When Regasa found out, Ms Hagos said he became violent.
She said he grabbed her by the throat and threw her on to the bed.
"I kill you. You cheated," Regasa allegedly said while wielding a 30cm kitchen knife.
Defence counsel Anne Stevens QC suggested there had been no violence during the dispute and that Ms Hagos was the one establishing her authority.
"I am a strong woman.

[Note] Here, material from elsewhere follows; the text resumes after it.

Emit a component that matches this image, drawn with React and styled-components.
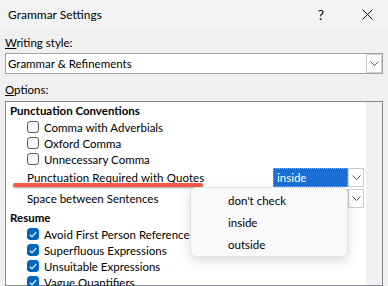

I will go out when I want to," Mrs Stevens alleged she said.
The complainant denied that was the case.
She said she had been left bleeding from a scratch on her neck and was "really scared".
The pair separated but five months later, Ms Hagos said, they were speaking again over the phone.
When she confirmed there was no chance of them resuming their relationship, Regasa allegedly reacted.
"He told me he would pour acid on my head," she said.
Mrs Stevens said her client vehemently denied inflicting any violence or threats against his estranged wife.
The timeline involved in the case, she told the jury at the outset, was extremely significant.
Ms Hagos — who gave evidence by video link from Auckland — went to police with her allegations in May this year, only days after she was contacted by Immigration New Zealand questioning her status.
Under cross-examination, the complainant confirmed she had only been allowed to remain in the country on the basis of the allegations she had made.
Did she plan to remain in New Zealand permanently? Mrs Stevens asked.
"Yes," she said.
The lawyer asked if Ms Hagos had got the plan to apply for political asylum from a friend who also split from her husband in similar circumstances.
"No," she said.
Regasa was awarded his PhD in August and is due to return to Ethiopia in March next year.
The trial, before Judge John Macdonald and a jury of six men and six women, will hear the defendant give evidence tomorrow.